No auge da evolução tecnológica, política e social, a involução de determinados segmentos humanos ainda é assustadora. Associada à recente tentativa de golpe no Brasil, a eleição do último domingo em Portugal mostrou o lado perverso daqueles que sonham com o poder apenas como ferramenta de extermínio dos oponentes, controle dos adversários e monitoramento absoluto da população. O segundo passo é o comando sobre as benesses a serem divididas entre os seus e, se sobrar, para os aliados e seguidores mais próximos. As singularidades, o respeito ideológico, a garantia de liberdades e o amor à pátria não fazem parte dos extremistas radicais, aqueles que tomam o poder somente para si.
É claro que nem todo conservadorismo é jurássico, mal-amado, ameaçador, sanguinário e sem raízes. Líder do Partido Social Democrata, representante de centro-direita, Luís Montenegro foi o grande vencedor do pleito português. Ao contrário de seu adversário menos famoso, André Ventura, ele foi eleito para governar Portugal e não a espetaculosa, turbulenta, populista e sonhadora extrema-direita. Como não conseguiu maioria na Assembleia da República, Montenegro deve unir suas propostas aos projetos da esquerda representada pelo Partido Socialista para um governo de coalização e, obviamente, com preocupações nacionais e não pessoais.
Seja à direita, seja à esquerda, é assim que funciona a democracia. Não para André Ventura, do radicalíssimo Chega. Depois de um intensivo do mal com o igualmente derrotado Jair Bolsonaro, ele seguiu os aconselhamentos do mito destronado e também optou por uma performance de picadeiro, da qual fazia parte atacar e ameaçar quem não o conhece e não quer conhecê-lo. Dizer que, caso eleito, prenderia Lula se o presidente brasileiro ousasse ir a Portugal é uma bravata de menino do Maternal II. Nem ele nem nenhum outro mandatário teria peso para tal empreitada. Portanto, até no discurso ele e seu mentor mostram que, como supostos políticos de ponta, não passam de mal ajambrados aprendizes de tiranos.
Pela enésima vez, afirmo que não sou menino de recados da esquerda. Com a mesma ênfase, reitero que nada tenho contra a direita ou contra a extrema-direita. Nunca disse e jamais direi que a esquerda é a salvação política e econômica de uma nação. Sobre o extremismo oposto, melhor não dizer o que realmente penso. Meu dever como cidadão é defender a democracia a qualquer preço. E dela não abro mão, ainda que me sejam oferecidas todas as vantagens imagináveis. Partidário do sagrado direito de ir e vir de cidadãos de um lado e de outro, lembro com prazer quase orgástico do ex-primeiro-ministro britânico Winston Churchill, para quem a democracia é o pior dos regimes políticos, mas não há nenhum sistema melhor do que ela.

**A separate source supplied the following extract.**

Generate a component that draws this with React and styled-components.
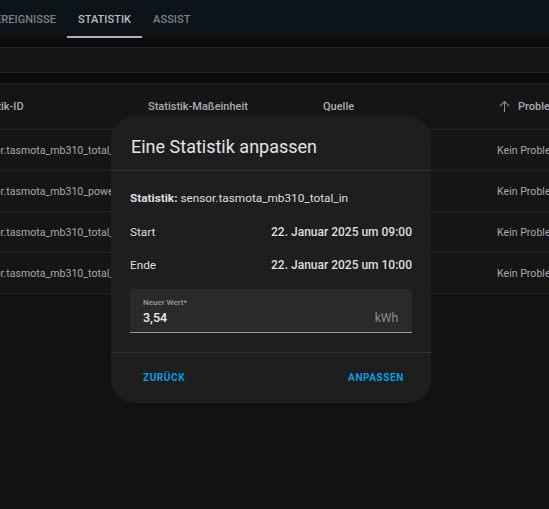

Repetindo os adjetivos já citados, meu desprezo pela extrema-direita é justamente pelo comportamento individualista. Bolsonaro e Ventura queriam o poder (não querem mais porque perderam o bonde) não para trabalhar por seus países, mas para a perpetuação e perseguição a opositores. Exatamente como fazem Putin, Nicolás Maduro, Xi Jinping, Miguel Díaz-Canel, Daniel Ortega, Javier Milei e os tiranos das demais 44 ditaduras em curso no mundo. Portanto, uma guinada à direita, como ocorreu em Portugal, não significa necessariamente pisar na garganta da esquerda. Provável futuro premier, Luís Montenegro não trata sua ideologia como forma de capitanear o povo. Como ele, os extremistas turco e húngaro preferem respeitar a voz do povo. Para esses governantes, mais do que relativa, a democracia é valor absoluto.
O problema da direita de Putin, Milei, Jinping, Bolsonaro e Ventura é o mesmo da esquerda de Maduro, Díaz-Canel e Ortega: a falta de propostas, projetos e ideias coletivas. Sem exceção, eles acham que a força é o único caminho para se chegar ao poder. A maioria dos líderes tacanhos entende que ameaçar oponentes e transformar adversários políticos em inimigos viscerais significa garantir respeito das massas. No máximo, o medo temporário ou o sonho de se somar ao conservadorismo com o objetivo de se locupletar a médio e curto prazos. Não há como descrever outra hipótese para um cidadão minimamente inteligente se imaginar dominado apenas porque aufere ou vai auferir algum tipo de vantagem política ou pecuniária no futuro. Por isso, nunca é demais ecoar a tese de Margareth Thatcher: “A democracia não é um sistema feito para garantir que os melhores sejam eleitos, mas para impedir que os ruins fiquem para sempre”.